On the Road by Jack Kerouac (1957)
It’s embarrassing how much I love this book. Kerouac’s prose is like Jazz, full of improvisation, electricity and joy. He is searching for an America that feels just beyond reach. Like a horizon it dematerializes as soon as you arrive. There is a restlessness and a love for the road in these pages which encouraged me on in my own travels.

Blue Highways: A Journey into America by William Least Heat-Moon (1983)
‘A man who couldn’t make things go right could at least go,’ William Least Heat-Moon writes in Blue Highways. I knew this feeling well. Least Heat-Moon, who is of Irish and Osage ancestry, zig-zagged by car across the US in the hopes of escaping heartache. His route is not the usual east to west, but a circuitous journey. The result is a lyrical and beautiful portrait of the Americans who populate the lesser known parts of the country – places I, too, would be passing through.

An American Journey by Ethel Mannin (1967)
Born in 1900, Mannin was a madly prolific author: she wrote six autobiographies and over a hundred works of fiction and non-fiction. Married twice, she had affairs with W. B. Yeats and Bertrand Russell. She crossed the United States twice by Greyhound and observed the US with a keen outsider’s eye. Like Simone de Beauvoir and Henry Miller, she wasn’t impressed with the air-conditioning, the superabundance of commodities and the racism she saw around her. (This one is out of print and in need of republishing with a good introduction.)

The Air-Conditioned Nightmare by Henry Miller (1945)
In The Air-Conditioned Nightmare, Miller angrily exposes the burgeoning social and environmental devastation that I came face to face with on the Greyhound bus. Miller’s fury at the American culture of convenience – and its wasteful throw-away mindset – stems from a deep optimism that there is a better way to organize society. On a purely formal level, his sentences sparkle and fizz. It’s a joy to read.

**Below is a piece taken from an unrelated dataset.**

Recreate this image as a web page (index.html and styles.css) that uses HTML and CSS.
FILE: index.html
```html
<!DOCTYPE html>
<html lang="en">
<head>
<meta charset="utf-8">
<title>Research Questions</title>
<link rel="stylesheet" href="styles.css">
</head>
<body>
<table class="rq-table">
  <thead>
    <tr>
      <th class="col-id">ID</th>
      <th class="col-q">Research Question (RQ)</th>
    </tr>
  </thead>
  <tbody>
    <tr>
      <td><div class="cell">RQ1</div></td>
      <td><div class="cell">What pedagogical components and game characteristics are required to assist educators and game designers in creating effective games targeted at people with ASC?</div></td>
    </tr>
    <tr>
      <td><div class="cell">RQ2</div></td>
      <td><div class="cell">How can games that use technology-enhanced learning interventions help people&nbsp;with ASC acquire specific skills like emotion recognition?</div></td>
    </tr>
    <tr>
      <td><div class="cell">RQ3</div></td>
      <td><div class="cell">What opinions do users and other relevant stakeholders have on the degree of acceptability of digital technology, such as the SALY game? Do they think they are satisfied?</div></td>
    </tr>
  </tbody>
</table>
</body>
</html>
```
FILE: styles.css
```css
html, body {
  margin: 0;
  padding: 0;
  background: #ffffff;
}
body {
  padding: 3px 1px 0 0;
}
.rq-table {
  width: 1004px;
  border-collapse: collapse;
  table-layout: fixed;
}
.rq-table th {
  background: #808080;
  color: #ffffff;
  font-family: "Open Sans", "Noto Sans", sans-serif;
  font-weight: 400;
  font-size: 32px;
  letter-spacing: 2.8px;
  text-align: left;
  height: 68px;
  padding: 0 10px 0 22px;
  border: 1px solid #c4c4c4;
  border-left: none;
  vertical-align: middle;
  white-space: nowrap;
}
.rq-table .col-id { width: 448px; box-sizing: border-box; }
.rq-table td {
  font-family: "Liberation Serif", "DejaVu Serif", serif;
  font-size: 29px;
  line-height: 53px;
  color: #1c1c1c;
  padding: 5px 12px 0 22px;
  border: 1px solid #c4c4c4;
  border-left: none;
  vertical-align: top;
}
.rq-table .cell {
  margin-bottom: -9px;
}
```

Where Life Is Better: An Unsentimental American Journey by James Rorty (1936)
Mysteriously, this book is out of print. I had to buy one of those badly-printed online facsimile editions. James Rorty (father of the philosopher Richard Rorty) was a radical, anti-McCarthyist, anti-Jim Crow writer and activist whose book about driving across the US is an excoriating examination of labour injustices and environmental devastation. (It is also a good candidate for being republished with a cracking introduction.)

Trace: Memory, History, Race, and the American Landscape by Lauret Savoy (2015)
Savoy is a clear-eyed thinker who writes about the naming of places, the structures of power and the narratives around place that we embody (often unconsciously). She brings to the fore overlooked narratives that enrich our understanding of how the US has dealt with racial inequality, social injustices and the mapping of its lands. I can’t think of another book that comes close to Trace in terms of a rethinking of how the United States has become what it is today.

Democracy in America by Alexis de Tocqueville (1831)
De Tocqueville’s first-hand accounts of the treatment of First Nations people are devastating and yet crucial to an understanding of the colonial American project. In his examination of democracy – and its implementation – with all the optimism and hubris involved in such a project, you can vividly see the seeds of today’s America.

Topophilia: A Study of Environmental Perception, Attitudes and Values by Yi-Fu Tuan (1974)
With chapter headings like ‘The Ideal City and Symbols of Transcendence’ and ‘American Cities: Symbolism, Imagery and Perception’, I knew Topophilia would be an important part of my research. At the heart of Yi-Fu Tuan’s book is the question: ‘How do we perceive, structure and evaluate our human-made and natural environments?’ – a question that was uppermost in my own mind when I was riding the Greyhound looking out onto spaces that, despite being designed, often looked forgotten and accidental.

Black Boy by Richard Wright (1945)
Once banned and now considered a classic, Richard Wright’s autobiography, Black Boy, is a window onto the African American experience of growing up hungry and poor in the American South as well as being a work of beauty and formal invention. His prose is clear and tight and the narrative traces the story of a brilliant writer determined to find a place in a hostile America. Simone de Beauvoir describes her budding friendship with him in America Day by Day (a satisfying research overlap.)